## BEGIN

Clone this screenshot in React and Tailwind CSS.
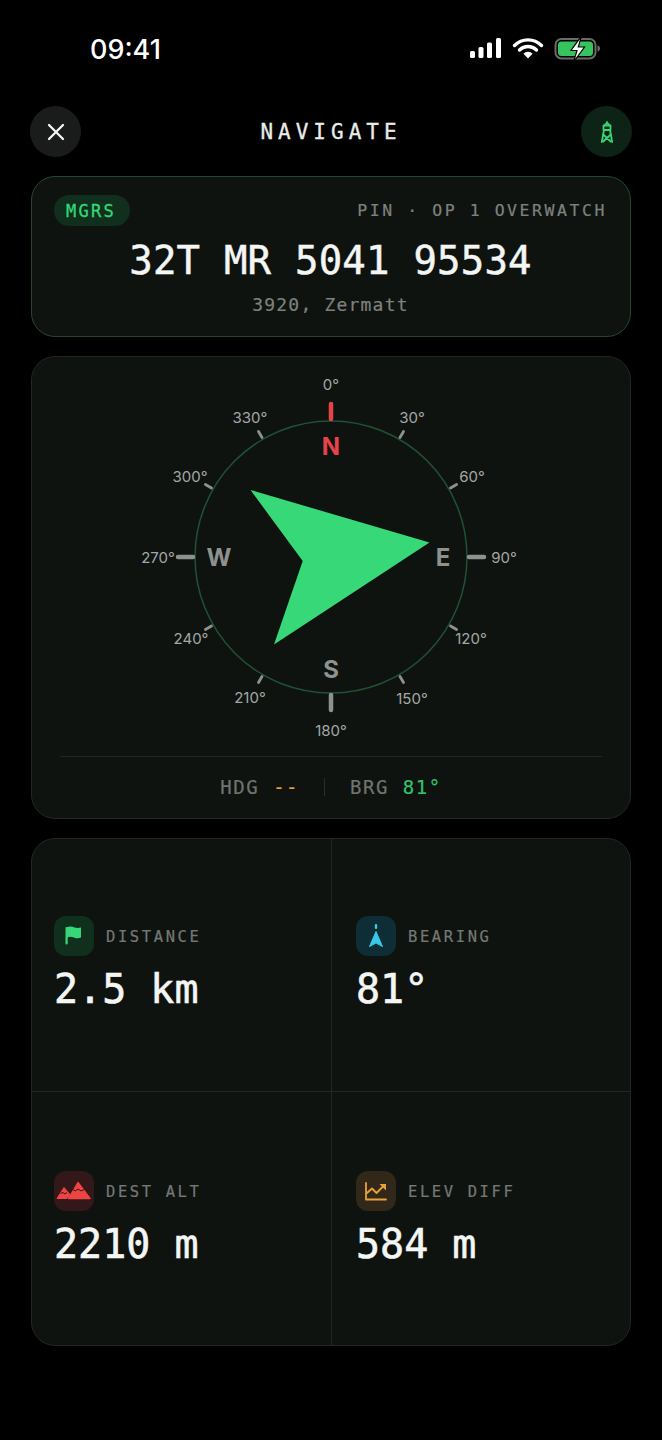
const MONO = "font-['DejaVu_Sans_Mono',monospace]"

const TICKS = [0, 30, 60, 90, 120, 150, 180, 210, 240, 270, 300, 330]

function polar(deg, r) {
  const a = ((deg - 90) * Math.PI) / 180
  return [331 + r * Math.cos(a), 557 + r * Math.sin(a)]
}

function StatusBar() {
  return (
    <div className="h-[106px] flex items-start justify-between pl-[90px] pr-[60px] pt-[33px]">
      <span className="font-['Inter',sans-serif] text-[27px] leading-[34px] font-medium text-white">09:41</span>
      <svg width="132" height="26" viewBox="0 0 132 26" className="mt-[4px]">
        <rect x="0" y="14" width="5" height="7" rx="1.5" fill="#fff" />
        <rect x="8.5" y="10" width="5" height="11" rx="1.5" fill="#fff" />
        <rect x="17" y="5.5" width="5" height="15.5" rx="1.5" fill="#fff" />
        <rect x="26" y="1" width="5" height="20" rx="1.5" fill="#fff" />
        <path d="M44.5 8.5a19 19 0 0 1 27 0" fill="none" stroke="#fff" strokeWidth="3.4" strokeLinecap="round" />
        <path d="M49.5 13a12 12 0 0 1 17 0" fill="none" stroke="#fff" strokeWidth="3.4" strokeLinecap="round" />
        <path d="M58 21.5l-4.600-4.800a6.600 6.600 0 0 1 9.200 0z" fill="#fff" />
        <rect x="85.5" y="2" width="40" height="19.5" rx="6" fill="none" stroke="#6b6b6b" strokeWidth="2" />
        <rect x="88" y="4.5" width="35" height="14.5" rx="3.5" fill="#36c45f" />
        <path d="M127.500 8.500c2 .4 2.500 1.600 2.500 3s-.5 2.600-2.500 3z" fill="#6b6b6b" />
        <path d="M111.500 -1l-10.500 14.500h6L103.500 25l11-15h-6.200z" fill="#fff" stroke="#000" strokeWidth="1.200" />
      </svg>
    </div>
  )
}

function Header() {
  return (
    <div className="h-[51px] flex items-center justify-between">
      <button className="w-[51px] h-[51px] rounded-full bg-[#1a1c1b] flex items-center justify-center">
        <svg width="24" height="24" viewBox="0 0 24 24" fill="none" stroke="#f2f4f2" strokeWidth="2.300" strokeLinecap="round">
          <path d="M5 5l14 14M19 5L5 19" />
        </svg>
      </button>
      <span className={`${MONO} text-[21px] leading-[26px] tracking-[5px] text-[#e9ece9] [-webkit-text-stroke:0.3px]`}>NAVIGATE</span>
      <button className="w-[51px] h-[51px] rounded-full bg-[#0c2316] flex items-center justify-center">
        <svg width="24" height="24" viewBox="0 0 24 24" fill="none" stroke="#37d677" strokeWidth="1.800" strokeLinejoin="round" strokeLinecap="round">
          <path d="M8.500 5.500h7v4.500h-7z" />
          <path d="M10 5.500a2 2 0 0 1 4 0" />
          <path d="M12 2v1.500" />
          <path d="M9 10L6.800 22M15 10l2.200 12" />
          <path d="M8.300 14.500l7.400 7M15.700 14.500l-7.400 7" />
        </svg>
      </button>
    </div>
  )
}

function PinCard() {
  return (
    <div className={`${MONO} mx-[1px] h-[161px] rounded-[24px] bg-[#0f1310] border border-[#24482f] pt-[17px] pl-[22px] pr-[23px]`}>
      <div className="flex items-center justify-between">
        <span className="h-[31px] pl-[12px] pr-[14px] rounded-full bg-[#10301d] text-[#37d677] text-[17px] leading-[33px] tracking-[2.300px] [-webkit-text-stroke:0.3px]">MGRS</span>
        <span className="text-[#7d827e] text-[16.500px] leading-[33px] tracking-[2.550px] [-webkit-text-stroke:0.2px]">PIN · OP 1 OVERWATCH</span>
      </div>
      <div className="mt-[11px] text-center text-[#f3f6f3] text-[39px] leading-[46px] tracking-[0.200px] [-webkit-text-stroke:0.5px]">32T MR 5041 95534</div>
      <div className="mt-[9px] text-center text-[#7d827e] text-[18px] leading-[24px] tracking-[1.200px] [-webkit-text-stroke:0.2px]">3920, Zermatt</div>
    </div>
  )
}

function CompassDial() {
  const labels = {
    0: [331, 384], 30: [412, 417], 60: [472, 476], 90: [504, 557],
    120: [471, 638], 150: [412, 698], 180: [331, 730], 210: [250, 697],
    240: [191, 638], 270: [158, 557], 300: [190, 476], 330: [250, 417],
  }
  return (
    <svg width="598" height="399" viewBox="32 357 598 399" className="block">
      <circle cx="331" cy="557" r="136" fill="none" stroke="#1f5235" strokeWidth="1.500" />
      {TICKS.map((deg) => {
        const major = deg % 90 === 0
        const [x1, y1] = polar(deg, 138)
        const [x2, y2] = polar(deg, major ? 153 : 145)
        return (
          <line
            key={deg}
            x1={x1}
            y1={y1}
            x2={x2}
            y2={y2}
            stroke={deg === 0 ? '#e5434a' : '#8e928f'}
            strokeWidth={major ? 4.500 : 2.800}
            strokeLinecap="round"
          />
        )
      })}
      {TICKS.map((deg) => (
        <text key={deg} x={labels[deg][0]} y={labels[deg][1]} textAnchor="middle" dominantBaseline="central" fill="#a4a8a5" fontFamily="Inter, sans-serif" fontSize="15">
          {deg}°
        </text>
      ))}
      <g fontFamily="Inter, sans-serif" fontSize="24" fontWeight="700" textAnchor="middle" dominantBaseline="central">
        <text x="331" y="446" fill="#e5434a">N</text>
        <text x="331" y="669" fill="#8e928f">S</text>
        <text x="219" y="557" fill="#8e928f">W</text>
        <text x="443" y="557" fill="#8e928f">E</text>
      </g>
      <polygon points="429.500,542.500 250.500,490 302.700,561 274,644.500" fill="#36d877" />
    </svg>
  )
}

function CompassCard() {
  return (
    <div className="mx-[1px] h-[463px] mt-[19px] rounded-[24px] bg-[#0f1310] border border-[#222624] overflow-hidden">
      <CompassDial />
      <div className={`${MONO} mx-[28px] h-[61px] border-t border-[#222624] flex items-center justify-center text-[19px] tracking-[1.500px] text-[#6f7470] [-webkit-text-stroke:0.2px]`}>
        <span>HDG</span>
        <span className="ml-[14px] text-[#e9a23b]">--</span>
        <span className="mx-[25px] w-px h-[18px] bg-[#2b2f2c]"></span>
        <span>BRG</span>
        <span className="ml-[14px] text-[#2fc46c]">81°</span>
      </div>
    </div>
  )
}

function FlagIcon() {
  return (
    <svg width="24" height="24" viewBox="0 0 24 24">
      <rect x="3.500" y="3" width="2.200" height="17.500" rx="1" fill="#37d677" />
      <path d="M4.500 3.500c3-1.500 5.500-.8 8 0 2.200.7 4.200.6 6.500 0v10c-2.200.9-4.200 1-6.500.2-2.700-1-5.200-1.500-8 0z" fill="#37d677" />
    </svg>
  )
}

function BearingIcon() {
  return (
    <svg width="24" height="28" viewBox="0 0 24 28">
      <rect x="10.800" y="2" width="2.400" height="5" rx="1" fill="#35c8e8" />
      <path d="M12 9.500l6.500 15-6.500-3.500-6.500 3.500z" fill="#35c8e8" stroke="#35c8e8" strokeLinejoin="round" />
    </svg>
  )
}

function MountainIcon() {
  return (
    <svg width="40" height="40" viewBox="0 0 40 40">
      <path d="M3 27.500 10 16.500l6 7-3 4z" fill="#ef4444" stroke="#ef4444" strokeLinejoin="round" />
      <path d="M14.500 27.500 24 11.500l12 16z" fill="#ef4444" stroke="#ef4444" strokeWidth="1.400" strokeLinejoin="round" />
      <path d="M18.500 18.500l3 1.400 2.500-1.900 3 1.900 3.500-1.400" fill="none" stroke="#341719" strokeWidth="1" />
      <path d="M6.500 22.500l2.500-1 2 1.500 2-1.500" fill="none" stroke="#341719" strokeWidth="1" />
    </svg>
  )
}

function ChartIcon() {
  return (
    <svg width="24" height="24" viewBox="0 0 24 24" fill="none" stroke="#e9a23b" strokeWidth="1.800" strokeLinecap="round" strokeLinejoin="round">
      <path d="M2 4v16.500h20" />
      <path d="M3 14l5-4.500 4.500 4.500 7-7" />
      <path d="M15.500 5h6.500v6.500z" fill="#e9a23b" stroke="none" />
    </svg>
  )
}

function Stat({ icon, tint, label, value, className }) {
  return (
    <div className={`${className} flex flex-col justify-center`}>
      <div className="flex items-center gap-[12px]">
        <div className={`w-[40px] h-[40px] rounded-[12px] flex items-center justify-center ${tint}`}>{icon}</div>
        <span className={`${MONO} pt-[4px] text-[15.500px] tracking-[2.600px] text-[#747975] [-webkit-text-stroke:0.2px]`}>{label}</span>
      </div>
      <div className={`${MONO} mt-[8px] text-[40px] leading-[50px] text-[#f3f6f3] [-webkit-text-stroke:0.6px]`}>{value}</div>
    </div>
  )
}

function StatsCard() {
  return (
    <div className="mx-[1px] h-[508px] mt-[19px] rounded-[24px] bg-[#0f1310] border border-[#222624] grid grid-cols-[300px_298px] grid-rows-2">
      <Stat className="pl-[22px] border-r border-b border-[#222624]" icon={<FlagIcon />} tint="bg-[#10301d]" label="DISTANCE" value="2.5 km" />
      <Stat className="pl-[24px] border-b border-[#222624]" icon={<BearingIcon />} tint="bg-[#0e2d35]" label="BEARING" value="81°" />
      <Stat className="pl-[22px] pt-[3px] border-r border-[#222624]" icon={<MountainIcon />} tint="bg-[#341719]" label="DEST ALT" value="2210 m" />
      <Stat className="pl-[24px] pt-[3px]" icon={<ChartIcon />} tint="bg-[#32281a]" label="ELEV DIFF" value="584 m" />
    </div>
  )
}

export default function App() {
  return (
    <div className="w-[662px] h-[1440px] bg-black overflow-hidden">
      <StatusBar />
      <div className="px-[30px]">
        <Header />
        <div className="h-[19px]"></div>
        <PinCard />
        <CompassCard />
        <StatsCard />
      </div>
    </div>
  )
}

## END

> Task objective:
Exactly as written, please give again the lines from the beginning of the listing through the line containing "270, 300, 330]", inclusive, without any pictures.

> Finished answer:
Clone this screenshot in React and Tailwind CSS.
const MONO = "font-['DejaVu_Sans_Mono',monospace]"

const TICKS = [0, 30, 60, 90, 120, 150, 180, 210, 240, 270, 300, 330]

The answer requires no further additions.